BRIEF |
Make an exact copy of the lines, leaving the pictures out.

PROVIDED MATERIAL |
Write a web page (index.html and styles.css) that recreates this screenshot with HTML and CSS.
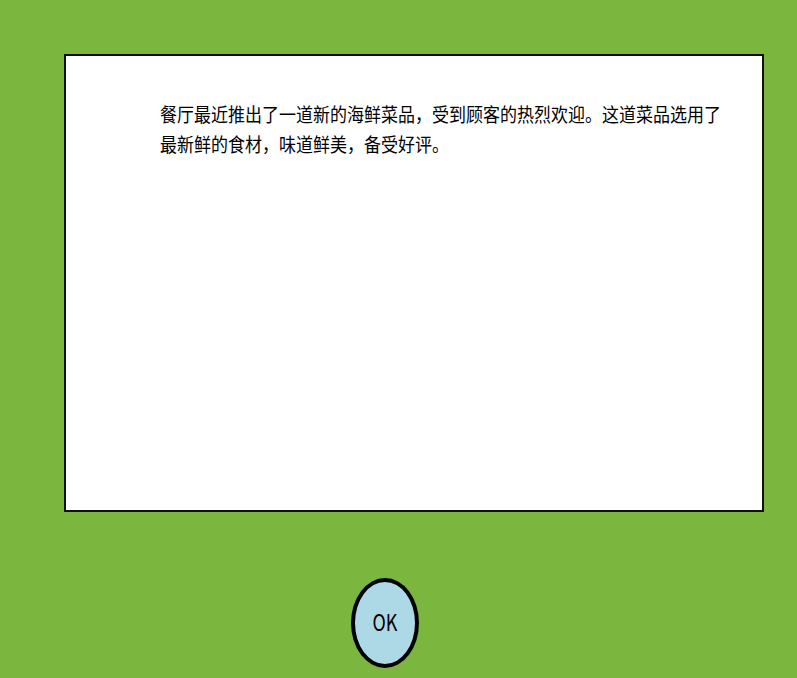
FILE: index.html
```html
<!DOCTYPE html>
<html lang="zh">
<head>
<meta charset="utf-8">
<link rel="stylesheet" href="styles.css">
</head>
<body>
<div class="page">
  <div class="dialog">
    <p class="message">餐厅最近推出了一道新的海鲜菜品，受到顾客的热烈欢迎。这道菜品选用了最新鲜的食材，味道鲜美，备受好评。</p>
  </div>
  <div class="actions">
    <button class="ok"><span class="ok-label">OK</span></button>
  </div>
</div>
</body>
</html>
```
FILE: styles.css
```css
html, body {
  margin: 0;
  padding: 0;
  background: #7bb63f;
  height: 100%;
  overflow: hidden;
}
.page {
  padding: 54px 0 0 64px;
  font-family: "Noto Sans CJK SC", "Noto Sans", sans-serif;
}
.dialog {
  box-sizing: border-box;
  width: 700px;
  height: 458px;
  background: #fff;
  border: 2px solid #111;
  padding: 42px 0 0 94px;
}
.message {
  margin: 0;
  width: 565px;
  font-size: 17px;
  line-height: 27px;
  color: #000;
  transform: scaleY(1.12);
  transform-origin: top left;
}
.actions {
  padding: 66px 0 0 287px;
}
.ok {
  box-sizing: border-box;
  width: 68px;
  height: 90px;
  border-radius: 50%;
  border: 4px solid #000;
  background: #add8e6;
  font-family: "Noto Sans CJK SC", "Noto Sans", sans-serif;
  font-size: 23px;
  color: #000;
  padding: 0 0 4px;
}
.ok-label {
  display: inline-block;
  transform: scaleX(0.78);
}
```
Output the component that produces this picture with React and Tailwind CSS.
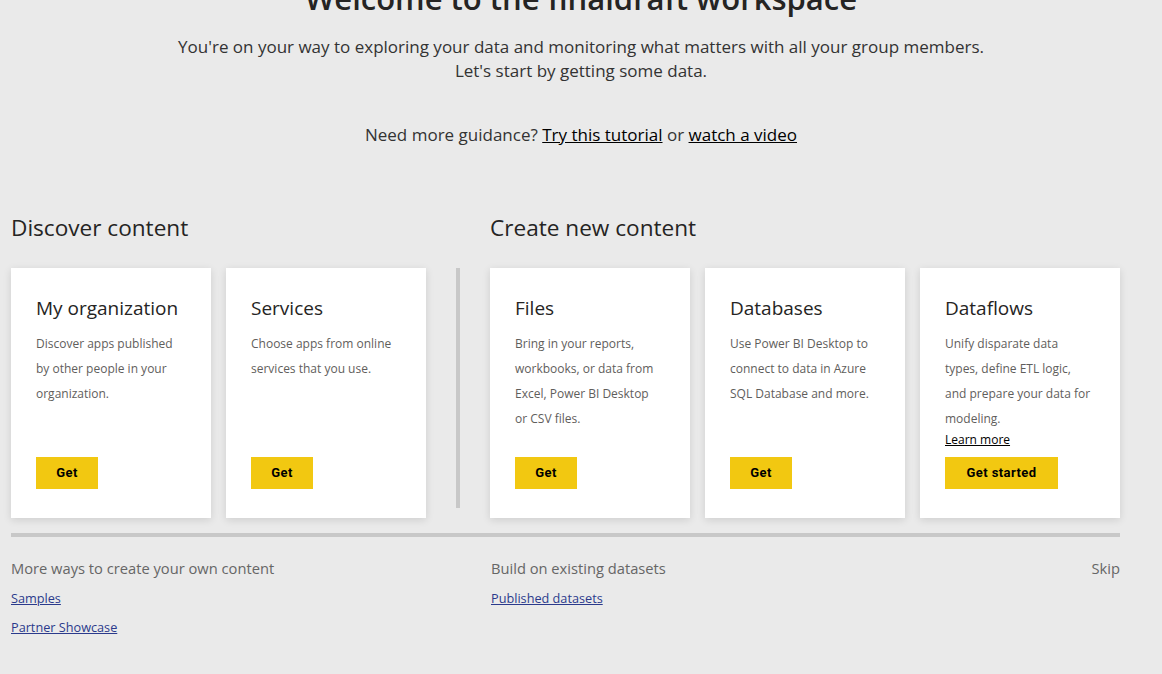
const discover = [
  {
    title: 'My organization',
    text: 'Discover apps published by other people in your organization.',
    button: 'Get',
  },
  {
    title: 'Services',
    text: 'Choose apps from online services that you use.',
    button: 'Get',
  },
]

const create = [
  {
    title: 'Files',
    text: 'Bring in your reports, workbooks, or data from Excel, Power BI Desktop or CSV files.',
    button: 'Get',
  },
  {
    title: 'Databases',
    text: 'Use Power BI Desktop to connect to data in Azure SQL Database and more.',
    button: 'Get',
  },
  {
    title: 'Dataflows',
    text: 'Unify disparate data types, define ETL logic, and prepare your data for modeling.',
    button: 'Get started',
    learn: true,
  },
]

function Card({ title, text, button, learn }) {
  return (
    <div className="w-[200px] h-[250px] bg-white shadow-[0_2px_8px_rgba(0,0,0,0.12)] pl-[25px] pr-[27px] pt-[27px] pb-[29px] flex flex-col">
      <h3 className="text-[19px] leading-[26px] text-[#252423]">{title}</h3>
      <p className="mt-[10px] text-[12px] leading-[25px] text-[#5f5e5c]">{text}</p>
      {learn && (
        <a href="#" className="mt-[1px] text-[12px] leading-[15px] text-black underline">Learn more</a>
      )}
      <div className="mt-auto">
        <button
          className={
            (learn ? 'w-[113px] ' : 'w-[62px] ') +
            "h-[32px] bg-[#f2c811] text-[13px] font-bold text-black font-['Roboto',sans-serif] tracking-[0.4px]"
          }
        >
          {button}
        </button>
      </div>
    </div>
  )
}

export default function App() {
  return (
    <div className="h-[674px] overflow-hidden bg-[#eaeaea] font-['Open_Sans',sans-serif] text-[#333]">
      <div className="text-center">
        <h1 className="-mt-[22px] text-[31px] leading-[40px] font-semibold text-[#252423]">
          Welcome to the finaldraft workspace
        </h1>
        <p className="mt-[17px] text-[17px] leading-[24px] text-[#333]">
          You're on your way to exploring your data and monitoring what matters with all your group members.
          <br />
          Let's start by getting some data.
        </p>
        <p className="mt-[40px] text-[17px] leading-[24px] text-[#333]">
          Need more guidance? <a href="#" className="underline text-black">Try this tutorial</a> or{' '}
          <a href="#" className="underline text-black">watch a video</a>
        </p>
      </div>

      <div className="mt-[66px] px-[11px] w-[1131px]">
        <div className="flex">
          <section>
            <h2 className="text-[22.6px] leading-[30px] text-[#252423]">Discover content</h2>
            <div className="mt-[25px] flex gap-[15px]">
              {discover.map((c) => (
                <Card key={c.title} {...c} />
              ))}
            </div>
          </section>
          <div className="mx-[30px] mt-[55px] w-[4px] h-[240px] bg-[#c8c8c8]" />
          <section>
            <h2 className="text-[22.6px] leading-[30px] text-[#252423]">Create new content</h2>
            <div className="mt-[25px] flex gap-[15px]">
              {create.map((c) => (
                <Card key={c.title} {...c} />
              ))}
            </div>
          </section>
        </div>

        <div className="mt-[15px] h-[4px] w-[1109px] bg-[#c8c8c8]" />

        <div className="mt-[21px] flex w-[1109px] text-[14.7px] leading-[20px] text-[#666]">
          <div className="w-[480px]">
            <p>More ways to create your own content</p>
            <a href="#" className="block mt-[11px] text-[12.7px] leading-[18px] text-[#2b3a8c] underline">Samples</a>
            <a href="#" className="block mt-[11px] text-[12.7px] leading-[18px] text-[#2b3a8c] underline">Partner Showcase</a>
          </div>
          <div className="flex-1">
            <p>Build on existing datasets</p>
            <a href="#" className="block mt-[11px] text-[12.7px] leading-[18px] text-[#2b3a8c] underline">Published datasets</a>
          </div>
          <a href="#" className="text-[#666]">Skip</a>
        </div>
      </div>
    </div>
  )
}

REPLY TO THE EXERCISE |
Write a web page (index.html and styles.css) that recreates this screenshot with HTML and CSS.
FILE: index.html
```html
<!DOCTYPE html>
<html lang="zh">
<head>
<meta charset="utf-8">
<link rel="stylesheet" href="styles.css">
</head>
<body>
<div class="page">
  <div class="dialog">
    <p class="message">餐厅最近推出了一道新的海鲜菜品，受到顾客的热烈欢迎。这道菜品选用了最新鲜的食材，味道鲜美，备受好评。</p>
  </div>
  <div class="actions">
    <button class="ok"><span class="ok-label">OK</span></button>
  </div>
</div>
</body>
</html>
```
FILE: styles.css
```css
html, body {
  margin: 0;
  padding: 0;
  background: #7bb63f;
  height: 100%;
  overflow: hidden;
}
.page {
  padding: 54px 0 0 64px;
  font-family: "Noto Sans CJK SC", "Noto Sans", sans-serif;
}
.dialog {
  box-sizing: border-box;
  width: 700px;
  height: 458px;
  background: #fff;
  border: 2px solid #111;
  padding: 42px 0 0 94px;
}
.message {
  margin: 0;
  width: 565px;
  font-size: 17px;
  line-height: 27px;
  color: #000;
  transform: scaleY(1.12);
  transform-origin: top left;
}
.actions {
  padding: 66px 0 0 287px;
}
.ok {
  box-sizing: border-box;
  width: 68px;
  height: 90px;
  border-radius: 50%;
  border: 4px solid #000;
  background: #add8e6;
  font-family: "Noto Sans CJK SC", "Noto Sans", sans-serif;
  font-size: 23px;
  color: #000;
  padding: 0 0 4px;
}
.ok-label {
  display: inline-block;
  transform: scaleX(0.78);
}
```
Output the component that produces this picture with React and Tailwind CSS.
const discover = [
  {
    title: 'My organization',
    text: 'Discover apps published by other people in your organization.',
    button: 'Get',
  },
  {
    title: 'Services',
    text: 'Choose apps from online services that you use.',
    button: 'Get',
  },
]

const create = [
  {
    title: 'Files',
    text: 'Bring in your reports, workbooks, or data from Excel, Power BI Desktop or CSV files.',
    button: 'Get',
  },
  {
    title: 'Databases',
    text: 'Use Power BI Desktop to connect to data in Azure SQL Database and more.',
    button: 'Get',
  },
  {
    title: 'Dataflows',
    text: 'Unify disparate data types, define ETL logic, and prepare your data for modeling.',
    button: 'Get started',
    learn: true,
  },
]

function Card({ title, text, button, learn }) {
  return (
    <div className="w-[200px] h-[250px] bg-white shadow-[0_2px_8px_rgba(0,0,0,0.12)] pl-[25px] pr-[27px] pt-[27px] pb-[29px] flex flex-col">
      <h3 className="text-[19px] leading-[26px] text-[#252423]">{title}</h3>
      <p className="mt-[10px] text-[12px] leading-[25px] text-[#5f5e5c]">{text}</p>
      {learn && (
        <a href="#" className="mt-[1px] text-[12px] leading-[15px] text-black underline">Learn more</a>
      )}
      <div className="mt-auto">
        <button
          className={
            (learn ? 'w-[113px] ' : 'w-[62px] ') +
            "h-[32px] bg-[#f2c811] text-[13px] font-bold text-black font-['Roboto',sans-serif] tracking-[0.4px]"
          }
        >
          {button}
        </button>
      </div>
    </div>
  )
}

export default function App() {
  return (
    <div className="h-[674px] overflow-hidden bg-[#eaeaea] font-['Open_Sans',sans-serif] text-[#333]">
      <div className="text-center">
        <h1 className="-mt-[22px] text-[31px] leading-[40px] font-semibold text-[#252423]">
          Welcome to the finaldraft workspace
        </h1>
        <p className="mt-[17px] text-[17px] leading-[24px] text-[#333]">
          You're on your way to exploring your data and monitoring what matters with all your group members.
          <br />
          Let's start by getting some data.
        </p>
        <p className="mt-[40px] text-[17px] leading-[24px] text-[#333]">
          Need more guidance? <a href="#" className="underline text-black">Try this tutorial</a> or{' '}
          <a href="#" className="underline text-black">watch a video</a>
        </p>
      </div>

      <div className="mt-[66px] px-[11px] w-[1131px]">
        <div className="flex">
          <section>
            <h2 className="text-[22.6px] leading-[30px] text-[#252423]">Discover content</h2>
            <div className="mt-[25px] flex gap-[15px]">
              {discover.map((c) => (
                <Card key={c.title} {...c} />
              ))}
            </div>
          </section>
          <div className="mx-[30px] mt-[55px] w-[4px] h-[240px] bg-[#c8c8c8]" />
          <section>
            <h2 className="text-[22.6px] leading-[30px] text-[#252423]">Create new content</h2>
            <div className="mt-[25px] flex gap-[15px]">
              {create.map((c) => (
                <Card key={c.title} {...c} />
              ))}
            </div>
          </section>
        </div>

        <div className="mt-[15px] h-[4px] w-[1109px] bg-[#c8c8c8]" />

        <div className="mt-[21px] flex w-[1109px] text-[14.7px] leading-[20px] text-[#666]">
          <div className="w-[480px]">
            <p>More ways to create your own content</p>
            <a href="#" className="block mt-[11px] text-[12.7px] leading-[18px] text-[#2b3a8c] underline">Samples</a>
            <a href="#" className="block mt-[11px] text-[12.7px] leading-[18px] text-[#2b3a8c] underline">Partner Showcase</a>
          </div>
          <div className="flex-1">
            <p>Build on existing datasets</p>
            <a href="#" className="block mt-[11px] text-[12.7px] leading-[18px] text-[#2b3a8c] underline">Published datasets</a>
          </div>
          <a href="#" className="text-[#666]">Skip</a>
        </div>
      </div>
    </div>
  )
}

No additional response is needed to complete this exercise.